In a statement the day of the ruling, the American Medical  Association lauded the Supreme Court’s decision.

“This  decision protects important improvements, such as ending coverage denials due  to pre-existing conditions and lifetime caps on insurance, and allowing the 2.5  million young adults up to age 26 who gained coverage under the law to stay on  their parents’ health insurance policies.
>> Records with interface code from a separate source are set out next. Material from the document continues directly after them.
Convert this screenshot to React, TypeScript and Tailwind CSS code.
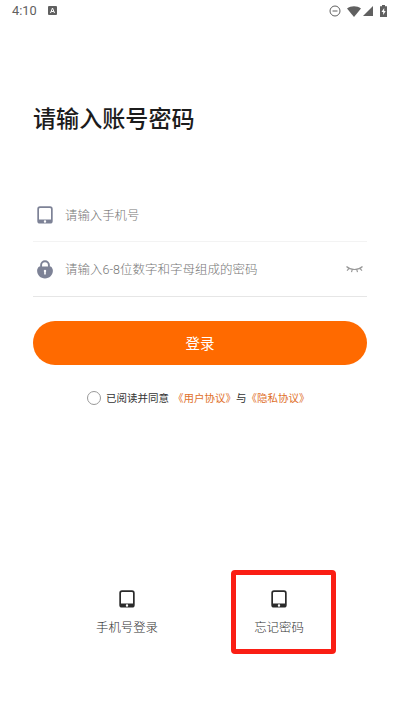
interface IconProps {
    className?: string;
}

function TabletIcon({ className }: IconProps) {
    return (
        <svg className={className} viewBox="0 0 16 18" aria-hidden="true">
            <path
                fill="currentColor"
                fillRule="evenodd"
                d="M3 .2h10a2.700 2.700 0 0 1 2.700 2.700v12a2.700 2.700 0 0 1-2.700 2.700H3A2.700 2.700 0 0 1 .3 14.900V2.900A2.700 2.700 0 0 1 3 .2zM3.200 1.900a1.200 1.200 0 0 0-1.200 1.200v10.300h12V3.100a1.200 1.200 0 0 0-1.200-1.200zM8 14.300a1.200 1.200 0 1 0 0 2.400 1.200 1.200 0 0 0 0-2.400z"
            />
        </svg>
    );
}

function LockIcon({ className }: IconProps) {
    return (
        <svg className={className} viewBox="0 0 16 19" aria-hidden="true">
            <path d="M4.100 8V5.100a3.900 3.900 0 0 1 7.800 0V8" fill="none" stroke="currentColor" strokeWidth="1.900" />
            <path
                fill="currentColor"
                fillRule="evenodd"
                d="M2.200 6.500h11.600c1.300 1 2.100 2.600 2.100 4.300C15.900 15.200 12.400 18.500 8 18.500S.1 15.200.1 10.800C.1 9.100.9 7.500 2.200 6.500zM8 9.800a1.200 1.200 0 0 0-.8 2.100v2.500h1.600v-2.500A1.200 1.200 0 0 0 8 9.800z"
            />
        </svg>
    );
}

function ClosedEyeIcon() {
    return (
        <svg
            className="h-[8px] w-[17px] text-[#999]"
            viewBox="0 0 17 8"
            fill="none"
            stroke="currentColor"
            strokeWidth="1.2"
            aria-hidden="true"
        >
            <path d="M.5 1.500c2.200 2 4.800 3 8 3s5.800-1 8-3M3.200 3.300L1 5.600M6.300 4.300l-.8 2.800M10.700 4.300l.8 2.800M13.800 3.300L16 5.600" />
        </svg>
    );
}

function StatusBar() {
    return (
        <div className="flex h-[22px] items-center justify-between px-[12px] text-[#606060]">
            <div className="flex items-center gap-[11px]">
                <span className="mt-px font-[Roboto,sans-serif] text-[12.8px] leading-none">4:10</span>
                <svg className="h-[9px] w-[9px]" viewBox="0 0 9 9" aria-hidden="true">
                    <rect width="9" height="9" rx="1" fill="currentColor" />
                    <path d="M2.500 7l2-5 2 5M3.200 5.500h2.600" fill="none" stroke="#fff" strokeWidth="1" />
                </svg>
            </div>
            <div className="flex items-center">
                <svg className="h-[12px] w-[12px]" viewBox="0 0 12 12" fill="none" stroke="currentColor" aria-hidden="true">
                    <circle cx="6" cy="6" r="5" />
                    <path d="M3.500 6h5" />
                </svg>
                <svg className="ml-[6px] h-[11px] w-[14px]" viewBox="0 0 14 11" fill="currentColor" aria-hidden="true">
                    <path d="M0 2.500C4 -.5 10 -.5 14 2.500L7 11z" />
                </svg>
                <svg className="ml-[2px] h-[10px] w-[10px]" viewBox="0 0 10 10" fill="currentColor" aria-hidden="true">
                    <path d="M10 0v10H0z" />
                </svg>
                <svg className="mr-[1px] ml-[7px] h-[12px] w-[7px]" viewBox="0 0 7 12" aria-hidden="true">
                    <path d="M2 0h3v1.200h2V12H0V1.200h2z" fill="currentColor" />
                    <path d="M4.200 3L1.500 7h1.700v3l2.500-4H4.200z" fill="#fff" />
                </svg>
            </div>
        </div>
    );
}

export default function App() {
    return (
        <div className="flex h-[711px] w-[400px] flex-col bg-white font-['Noto_Sans_CJK_SC',sans-serif]">
            <StatusBar />

            <main className="flex flex-col px-[33px]">
                <h1 className="mt-[78px] text-[23.1px] leading-[34px] font-medium text-[#1c1c1c]">请输入账号密码</h1>

                <div className="mt-[54px] flex h-[54px] items-center border-b border-[#f3f3f3]">
                    <TabletIcon className="ml-[4px] h-[18px] w-[16px] text-[#7d8296]" />
                    <span className="mt-px ml-[12px] text-[12.4px] leading-none font-light text-[#777]">请输入手机号</span>
                </div>
                <div className="flex h-[55px] items-center border-b border-[#e6e6e6]">
                    <LockIcon className="ml-[4px] h-[19px] w-[16px] text-[#7d8296]" />
                    <span className="mt-[3px] ml-[12px] font-[Roboto,'Noto_Sans_CJK_SC',sans-serif] text-[12.5px] leading-none font-light text-[#777]">
                        请输入6-8位数字和字母组成的密码
                    </span>
                    <span className="mr-[4px] ml-auto">
                        <ClosedEyeIcon />
                    </span>
                </div>

                <button className="mt-[24px] h-[44px] rounded-full bg-[#ff6a00] text-[14.5px] text-white">登录</button>

                <div className="mt-[25px] flex h-[16px] items-center pl-[54px] text-[10.5px] whitespace-nowrap text-[#333]">
                    <span className="mr-[5px] h-[14px] w-[14px] rounded-full border border-[#999]" />
                    <span>已阅读并同意</span>
                    <span className="ml-[4px] text-[#e0702a]">《用户协议》</span>
                    <span>与</span>
                    <span className="text-[#e0702a]">《隐私协议》</span>
                </div>
            </main>

            <footer className="mt-[164px] flex pl-[75px] text-[12.4px] leading-[18px] font-light text-[#333]">
                <div className="flex h-[84px] w-[104px] flex-col items-center pt-[20px]">
                    <TabletIcon className="h-[18px] w-[16px] text-[#2b2b2b]" />
                    <span className="mt-[10px]">手机号登录</span>
                </div>
                <div className="ml-[52px] flex h-[84px] w-[105px] flex-col items-center rounded-[4px] border-[5px] border-[#fa1e14] pt-[15px] pr-[9px]">
                    <TabletIcon className="h-[18px] w-[16px] text-[#2b2b2b]" />
                    <span className="mt-[10px]">忘记密码</span>
                </div>
            </footer>
        </div>
    );
}
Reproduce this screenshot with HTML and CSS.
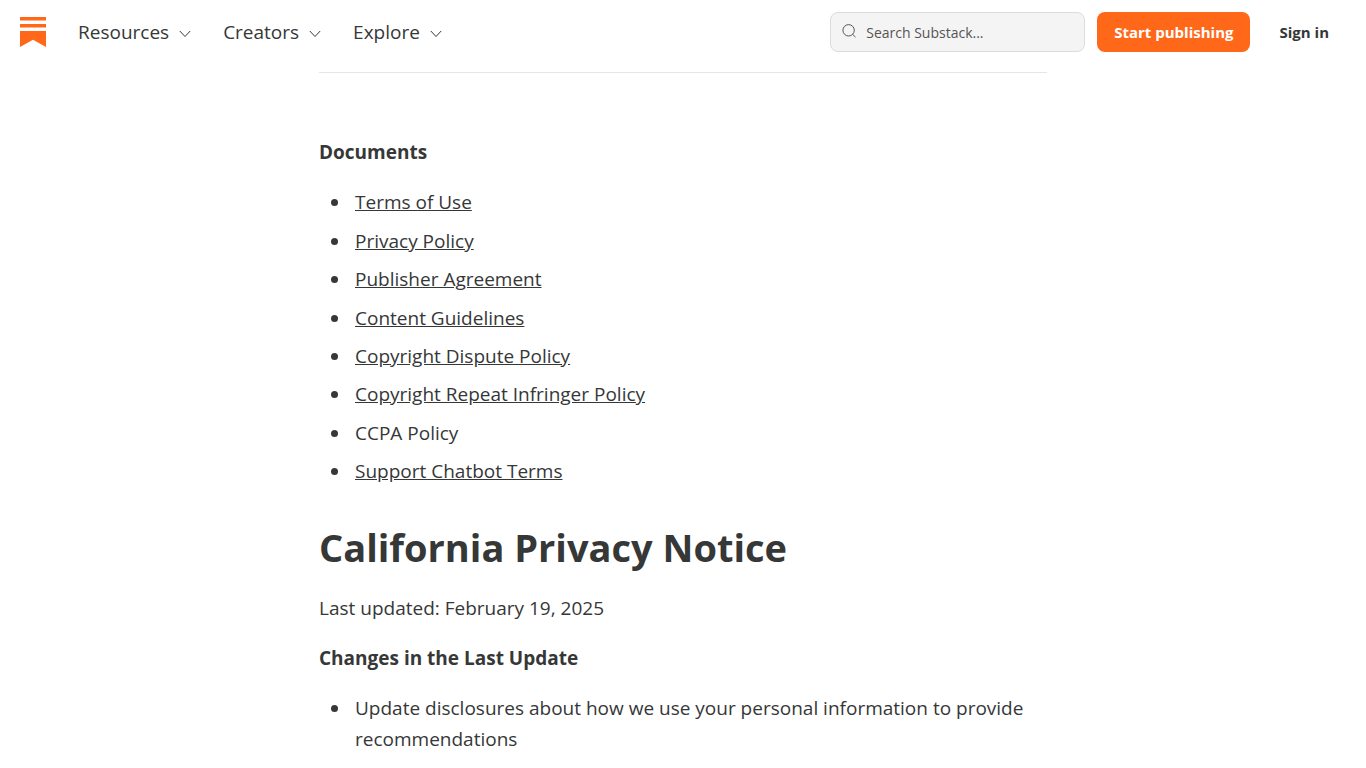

The expanded healthcare coverage  upheld by the Supreme Court will allow patients to see their doctors earlier  rather than waiting for treatment until they are sicker and care is more  expensive,” The AMA wrote. “The decision upholds funding for important research  on the effectiveness of drugs and treatments and protects expanded coverage for  prevention and wellness care, which has already benefited about 54 million  Americans.

“The  health reform law upheld by the Supreme Court simplifies administrative  burdens, including streamlining insurance claims, so physicians and their staff  can spend more time with patients and less time on paperwork,” the AMA  continued. “It protects those in the Medicare ‘donut hole,’ including the 5.1  million Medicare patients who saved significantly on prescription drugs in 2010  and 2011. These important changes have been made while maintaining our American  system with both private and public insurers.”

The ruling is considered a victory for the Obama  Administration, and could provide a boost for President Obama’s re-election  campaign. The controversy surrounding “Obamacare” continues, however. “Today’s  ruling underscores the urgency of repealing this harmful law in its  entirety,” House of Representatives Speaker John Boehner said in a  statement minutes after the ruling.